Given exercise
For the copy, please give all of the data again exactly and leave the pictures out.

------ Information provided ------

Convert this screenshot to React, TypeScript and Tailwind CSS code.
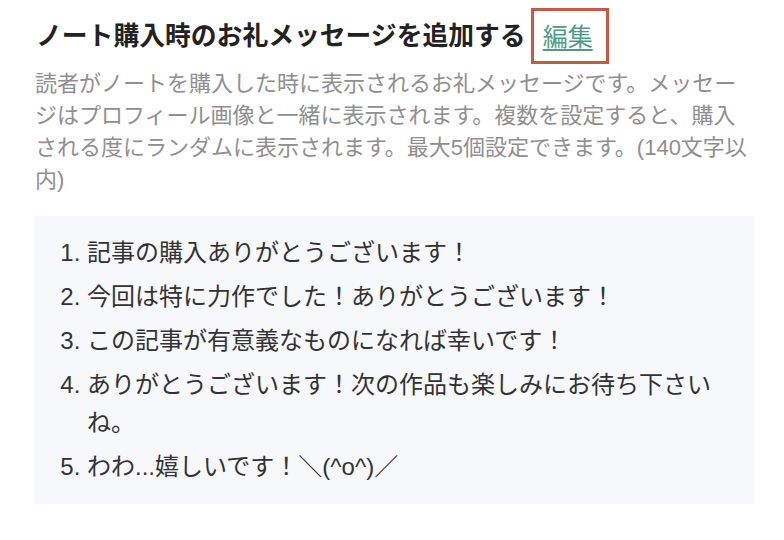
import React from "react";

const items = [
  "記事の購入ありがとうございます！",
  "今回は特に力作でした！ありがとうございます！",
  "この記事が有意義なものになれば幸いです！",
  "ありがとうございます！次の作品も楽しみにお待ち下さいね。",
  "わわ...嬉しいです！＼(^o^)／",
];

export default function App() {
  return (
    <div
      className="w-[784px] h-[540px] bg-white pl-[34px] pr-[30px] pt-[8px]"
      style={{ fontFamily: '"Liberation Sans", "Noto Sans CJK JP", sans-serif' }}
    >
      <div className="flex items-center h-[56px] pl-[2px]">
        <h2 className="text-[25.8px] font-bold leading-[40px] text-[#222222] whitespace-nowrap">
          ノート購入時のお礼メッセージを追加する
        </h2>
        <span className="ml-[5px] border-[3px] border-[#c65a45] pl-[9px] pr-[13px] pt-[10px] pb-[8px] h-[56px] box-border">
          <a
            href="#"
            className="block text-[25px] leading-[32px] text-[#4f9c85] underline underline-offset-[3px] decoration-[1.5px]"
          >
            編集
          </a>
        </span>
      </div>
      <p className="mt-[4px] pl-[1px] text-[22px] leading-[32px] text-[#8f8f8f]">
        読者がノートを購入した時に表示されるお礼メッセージです。メッセージはプロフィール画像と一緒に表示されます。複数を設定すると、購入される度にランダムに表示されます。最大5個設定できます。(140文字以内)
      </p>
      <div className="mt-[20px] h-[288px] bg-[#f7f8fa] pt-[18px] pr-[30px]">
        <ol className="list-decimal pl-[53px] text-[24px] leading-[38px] text-[#333333]">
          {items.map((t) => (
            <li key={t} className="mb-[6px]">
              {t}
            </li>
          ))}
        </ol>
      </div>
    </div>
  );
}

------

Solution
Convert this screenshot to React, TypeScript and Tailwind CSS code.
import React from "react";

const items = [
  "記事の購入ありがとうございます！",
  "今回は特に力作でした！ありがとうございます！",
  "この記事が有意義なものになれば幸いです！",
  "ありがとうございます！次の作品も楽しみにお待ち下さいね。",
  "わわ...嬉しいです！＼(^o^)／",
];

export default function App() {
  return (
    <div
      className="w-[784px] h-[540px] bg-white pl-[34px] pr-[30px] pt-[8px]"
      style={{ fontFamily: '"Liberation Sans", "Noto Sans CJK JP", sans-serif' }}
    >
      <div className="flex items-center h-[56px] pl-[2px]">
        <h2 className="text-[25.8px] font-bold leading-[40px] text-[#222222] whitespace-nowrap">
          ノート購入時のお礼メッセージを追加する
        </h2>
        <span className="ml-[5px] border-[3px] border-[#c65a45] pl-[9px] pr-[13px] pt-[10px] pb-[8px] h-[56px] box-border">
          <a
            href="#"
            className="block text-[25px] leading-[32px] text-[#4f9c85] underline underline-offset-[3px] decoration-[1.5px]"
          >
            編集
          </a>
        </span>
      </div>
      <p className="mt-[4px] pl-[1px] text-[22px] leading-[32px] text-[#8f8f8f]">
        読者がノートを購入した時に表示されるお礼メッセージです。メッセージはプロフィール画像と一緒に表示されます。複数を設定すると、購入される度にランダムに表示されます。最大5個設定できます。(140文字以内)
      </p>
      <div className="mt-[20px] h-[288px] bg-[#f7f8fa] pt-[18px] pr-[30px]">
        <ol className="list-decimal pl-[53px] text-[24px] leading-[38px] text-[#333333]">
          {items.map((t) => (
            <li key={t} className="mb-[6px]">
              {t}
            </li>
          ))}
        </ol>
      </div>
    </div>
  );
}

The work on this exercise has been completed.